Information shown —
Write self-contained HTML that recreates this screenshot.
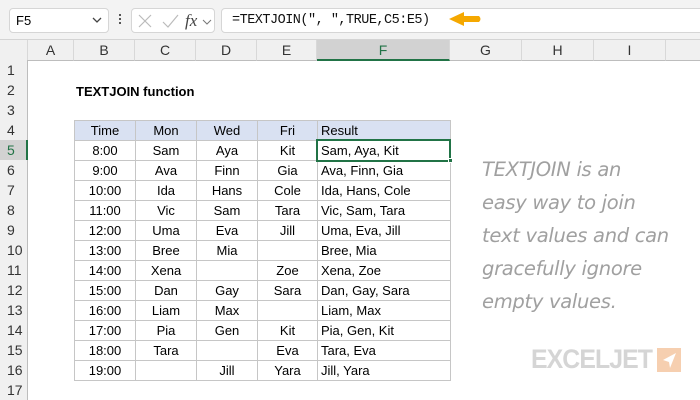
<!DOCTYPE html><html><head><style>
*{margin:0;padding:0;box-sizing:border-box}
body{width:700px;height:400px;overflow:hidden;background:#fff;font-family:"Liberation Sans",sans-serif;position:relative}
.a{position:absolute}
.top{left:0;top:0;width:700px;height:40px;background:#f3f3f3;border-bottom:1px solid #d4d4d4}
.box{background:#fff;border:1px solid #d6d6d6;border-radius:4px}
.ch{top:40px;height:21px;background:#f0f0f0;border-right:1px solid #d8d8d8;border-bottom:1px solid #bdbdbd;font-size:14px;color:#333;text-align:center;line-height:20px}
.rh{left:0;width:28px;height:20px;background:#f0f0f0;border-right:1px solid #bdbdbd;font-size:14px;color:#333;line-height:20px;padding-left:7px}
.c{height:20px;border-right:1px solid #c6c6c6;border-bottom:1px solid #c6c6c6;font-size:13px;line-height:19px;text-align:center;color:#000;white-space:nowrap}
.l{text-align:left;padding-left:3px}
.note{left:482px;font-size:19.5px;color:#a0a0a0;font-family:"DejaVu Sans",sans-serif;font-weight:200;font-style:italic;letter-spacing:-0.3px;white-space:nowrap}
</style></head><body>
<div class="a top"></div>
<div class="a box" style="left:9px;top:8px;width:100px;height:25px;font-size:13px;line-height:23px;padding-left:6px">F5</div>
<svg class="a" style="left:92px;top:17px" width="10" height="7"><path d="M1 1 L5 5 L9 1" stroke="#444" stroke-width="1.3" fill="none"/></svg>
<div class="a" style="left:119px;top:14px;width:2px;height:2px;background:#555;box-shadow:0 4px #555,0 8px #555"></div>
<div class="a box" style="left:131px;top:8px;width:84px;height:25px"></div>
<svg class="a" style="left:136px;top:12px" width="80" height="18"><path d="M3 3 L15 15 M15 3 L3 15" stroke="#bbb" stroke-width="1.2"/><path d="M27 10 L32 15 L42 3" stroke="#bbb" stroke-width="1.2" fill="none"/><text x="49" y="14" font-family="Liberation Serif" font-style="italic" font-size="17" fill="#444">fx</text><path d="M67 8 L71 12 L75 8" stroke="#777" stroke-width="1" fill="none"/></svg>
<div class="a box" style="left:221px;top:8px;width:490px;height:25px;font-family:'Liberation Mono',monospace;font-size:13.5px;letter-spacing:-0.5px;line-height:23px;padding-left:10px;color:#111">=TEXTJOIN(", ",TRUE,C5:E5)</div>
<svg class="a" style="left:446px;top:11px" width="40" height="17"><path d="M3 8 L18 1 L18 5 L33 5 Q36 8 33 11 L18 11 L18 15 Z" fill="#f5a800"/></svg>
<div class="a ch" style="left:0;width:28px"></div>
<div class="a ch" style="left:28px;width:46px">A</div>
<div class="a ch" style="left:74px;width:61px">B</div>
<div class="a ch" style="left:135px;width:61px">C</div>
<div class="a ch" style="left:196px;width:61px">D</div>
<div class="a ch" style="left:257px;width:60px">E</div>
<div class="a ch" style="left:317px;width:133px;background:#d2d2d2;border-bottom:2px solid #217346;color:#217346">F</div>
<div class="a ch" style="left:450px;width:72px">G</div>
<div class="a ch" style="left:522px;width:72px">H</div>
<div class="a ch" style="left:594px;width:72px">I</div>
<div class="a ch" style="left:666px;width:40px"></div>
<div id="rows"></div>
<div class="a" style="left:76px;top:84px;font-size:13px;font-weight:bold">TEXTJOIN function</div>
<div id="tbl"></div>
<div class="a note" style="top:158px">TEXTJOIN is an</div>
<div class="a note" style="top:191px">easy way to join</div>
<div class="a note" style="top:224px">text values and can</div>
<div class="a note" style="top:257px">gracefully ignore</div>
<div class="a note" style="top:290px">empty values.</div>
<div class="a" style="left:531px;top:344px;font-size:27px;font-weight:bold;color:#d5d5d5;letter-spacing:-1px;font-family:'Liberation Sans',sans-serif;transform:scaleX(0.92);transform-origin:left">EXCELJET</div>
<svg class="a" style="left:657px;top:348px" width="24" height="24"><rect width="24" height="24" fill="#f6cfb0"/><path d="M19 5 L6 12 L12 14 L13 20 Z" fill="#fff"/></svg>
<script>
var r='';for(var i=1;i<=17;i++){var t=40+20*i;r+='<div class="a rh" style="top:'+t+'px;'+(i==5?'background:#d2d2d2;color:#217346;border-right:2px solid #217346':'')+'">'+i+'</div>';}
document.getElementById('rows').outerHTML=r;
var d=[["Time","Mon","Wed","Fri","Result"],["8:00","Sam","Aya","Kit","Sam, Aya, Kit"],["9:00","Ava","Finn","Gia","Ava, Finn, Gia"],["10:00","Ida","Hans","Cole","Ida, Hans, Cole"],["11:00","Vic","Sam","Tara","Vic, Sam, Tara"],["12:00","Uma","Eva","Jill","Uma, Eva, Jill"],["13:00","Bree","Mia","","Bree, Mia"],["14:00","Xena","","Zoe","Xena, Zoe"],["15:00","Dan","Gay","Sara","Dan, Gay, Sara"],["16:00","Liam","Max","","Liam, Max"],["17:00","Pia","Gen","Kit","Pia, Gen, Kit"],["18:00","Tara","","Eva","Tara, Eva"],["19:00","","Jill","Yara","Jill, Yara"]];
var xs=[74,135,196,257,317,450],h='';
d.forEach(function(row,ri){var t=120+20*ri;row.forEach(function(v,ci){var st='left:'+xs[ci]+'px;top:'+t+'px;width:'+(xs[ci+1]-xs[ci]+1)+'px;height:21px;border:1px solid #c6c6c6;';if(ri==0)st+='background:#d9e1f2;';h+='<div class="a c'+(ci==4?' l':'')+'" style="'+st+'">'+v+'</div>';});});
h+='<div class="a" style="left:316px;top:139px;width:135px;height:23px;border:2px solid #217346"></div><div class="a" style="left:448px;top:158px;width:5px;height:5px;background:#217346;border:1px solid #fff"></div>';
document.getElementById('tbl').outerHTML=h;
</script>
</body></html>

Problem requirements —
Write out the data precisely as given, excluding the pictures.

Expected answer —
Write self-contained HTML that recreates this screenshot.
<!DOCTYPE html><html><head><style>
*{margin:0;padding:0;box-sizing:border-box}
body{width:700px;height:400px;overflow:hidden;background:#fff;font-family:"Liberation Sans",sans-serif;position:relative}
.a{position:absolute}
.top{left:0;top:0;width:700px;height:40px;background:#f3f3f3;border-bottom:1px solid #d4d4d4}
.box{background:#fff;border:1px solid #d6d6d6;border-radius:4px}
.ch{top:40px;height:21px;background:#f0f0f0;border-right:1px solid #d8d8d8;border-bottom:1px solid #bdbdbd;font-size:14px;color:#333;text-align:center;line-height:20px}
.rh{left:0;width:28px;height:20px;background:#f0f0f0;border-right:1px solid #bdbdbd;font-size:14px;color:#333;line-height:20px;padding-left:7px}
.c{height:20px;border-right:1px solid #c6c6c6;border-bottom:1px solid #c6c6c6;font-size:13px;line-height:19px;text-align:center;color:#000;white-space:nowrap}
.l{text-align:left;padding-left:3px}
.note{left:482px;font-size:19.5px;color:#a0a0a0;font-family:"DejaVu Sans",sans-serif;font-weight:200;font-style:italic;letter-spacing:-0.3px;white-space:nowrap}
</style></head><body>
<div class="a top"></div>
<div class="a box" style="left:9px;top:8px;width:100px;height:25px;font-size:13px;line-height:23px;padding-left:6px">F5</div>
<svg class="a" style="left:92px;top:17px" width="10" height="7"><path d="M1 1 L5 5 L9 1" stroke="#444" stroke-width="1.3" fill="none"/></svg>
<div class="a" style="left:119px;top:14px;width:2px;height:2px;background:#555;box-shadow:0 4px #555,0 8px #555"></div>
<div class="a box" style="left:131px;top:8px;width:84px;height:25px"></div>
<svg class="a" style="left:136px;top:12px" width="80" height="18"><path d="M3 3 L15 15 M15 3 L3 15" stroke="#bbb" stroke-width="1.2"/><path d="M27 10 L32 15 L42 3" stroke="#bbb" stroke-width="1.2" fill="none"/><text x="49" y="14" font-family="Liberation Serif" font-style="italic" font-size="17" fill="#444">fx</text><path d="M67 8 L71 12 L75 8" stroke="#777" stroke-width="1" fill="none"/></svg>
<div class="a box" style="left:221px;top:8px;width:490px;height:25px;font-family:'Liberation Mono',monospace;font-size:13.5px;letter-spacing:-0.5px;line-height:23px;padding-left:10px;color:#111">=TEXTJOIN(", ",TRUE,C5:E5)</div>
<svg class="a" style="left:446px;top:11px" width="40" height="17"><path d="M3 8 L18 1 L18 5 L33 5 Q36 8 33 11 L18 11 L18 15 Z" fill="#f5a800"/></svg>
<div class="a ch" style="left:0;width:28px"></div>
<div class="a ch" style="left:28px;width:46px">A</div>
<div class="a ch" style="left:74px;width:61px">B</div>
<div class="a ch" style="left:135px;width:61px">C</div>
<div class="a ch" style="left:196px;width:61px">D</div>
<div class="a ch" style="left:257px;width:60px">E</div>
<div class="a ch" style="left:317px;width:133px;background:#d2d2d2;border-bottom:2px solid #217346;color:#217346">F</div>
<div class="a ch" style="left:450px;width:72px">G</div>
<div class="a ch" style="left:522px;width:72px">H</div>
<div class="a ch" style="left:594px;width:72px">I</div>
<div class="a ch" style="left:666px;width:40px"></div>
<div id="rows"></div>
<div class="a" style="left:76px;top:84px;font-size:13px;font-weight:bold">TEXTJOIN function</div>
<div id="tbl"></div>
<div class="a note" style="top:158px">TEXTJOIN is an</div>
<div class="a note" style="top:191px">easy way to join</div>
<div class="a note" style="top:224px">text values and can</div>
<div class="a note" style="top:257px">gracefully ignore</div>
<div class="a note" style="top:290px">empty values.</div>
<div class="a" style="left:531px;top:344px;font-size:27px;font-weight:bold;color:#d5d5d5;letter-spacing:-1px;font-family:'Liberation Sans',sans-serif;transform:scaleX(0.92);transform-origin:left">EXCELJET</div>
<svg class="a" style="left:657px;top:348px" width="24" height="24"><rect width="24" height="24" fill="#f6cfb0"/><path d="M19 5 L6 12 L12 14 L13 20 Z" fill="#fff"/></svg>
<script>
var r='';for(var i=1;i<=17;i++){var t=40+20*i;r+='<div class="a rh" style="top:'+t+'px;'+(i==5?'background:#d2d2d2;color:#217346;border-right:2px solid #217346':'')+'">'+i+'</div>';}
document.getElementById('rows').outerHTML=r;
var d=[["Time","Mon","Wed","Fri","Result"],["8:00","Sam","Aya","Kit","Sam, Aya, Kit"],["9:00","Ava","Finn","Gia","Ava, Finn, Gia"],["10:00","Ida","Hans","Cole","Ida, Hans, Cole"],["11:00","Vic","Sam","Tara","Vic, Sam, Tara"],["12:00","Uma","Eva","Jill","Uma, Eva, Jill"],["13:00","Bree","Mia","","Bree, Mia"],["14:00","Xena","","Zoe","Xena, Zoe"],["15:00","Dan","Gay","Sara","Dan, Gay, Sara"],["16:00","Liam","Max","","Liam, Max"],["17:00","Pia","Gen","Kit","Pia, Gen, Kit"],["18:00","Tara","","Eva","Tara, Eva"],["19:00","","Jill","Yara","Jill, Yara"]];
var xs=[74,135,196,257,317,450],h='';
d.forEach(function(row,ri){var t=120+20*ri;row.forEach(function(v,ci){var st='left:'+xs[ci]+'px;top:'+t+'px;width:'+(xs[ci+1]-xs[ci]+1)+'px;height:21px;border:1px solid #c6c6c6;';if(ri==0)st+='background:#d9e1f2;';h+='<div class="a c'+(ci==4?' l':'')+'" style="'+st+'">'+v+'</div>';});});
h+='<div class="a" style="left:316px;top:139px;width:135px;height:23px;border:2px solid #217346"></div><div class="a" style="left:448px;top:158px;width:5px;height:5px;background:#217346;border:1px solid #fff"></div>';
document.getElementById('tbl').outerHTML=h;
</script>
</body></html>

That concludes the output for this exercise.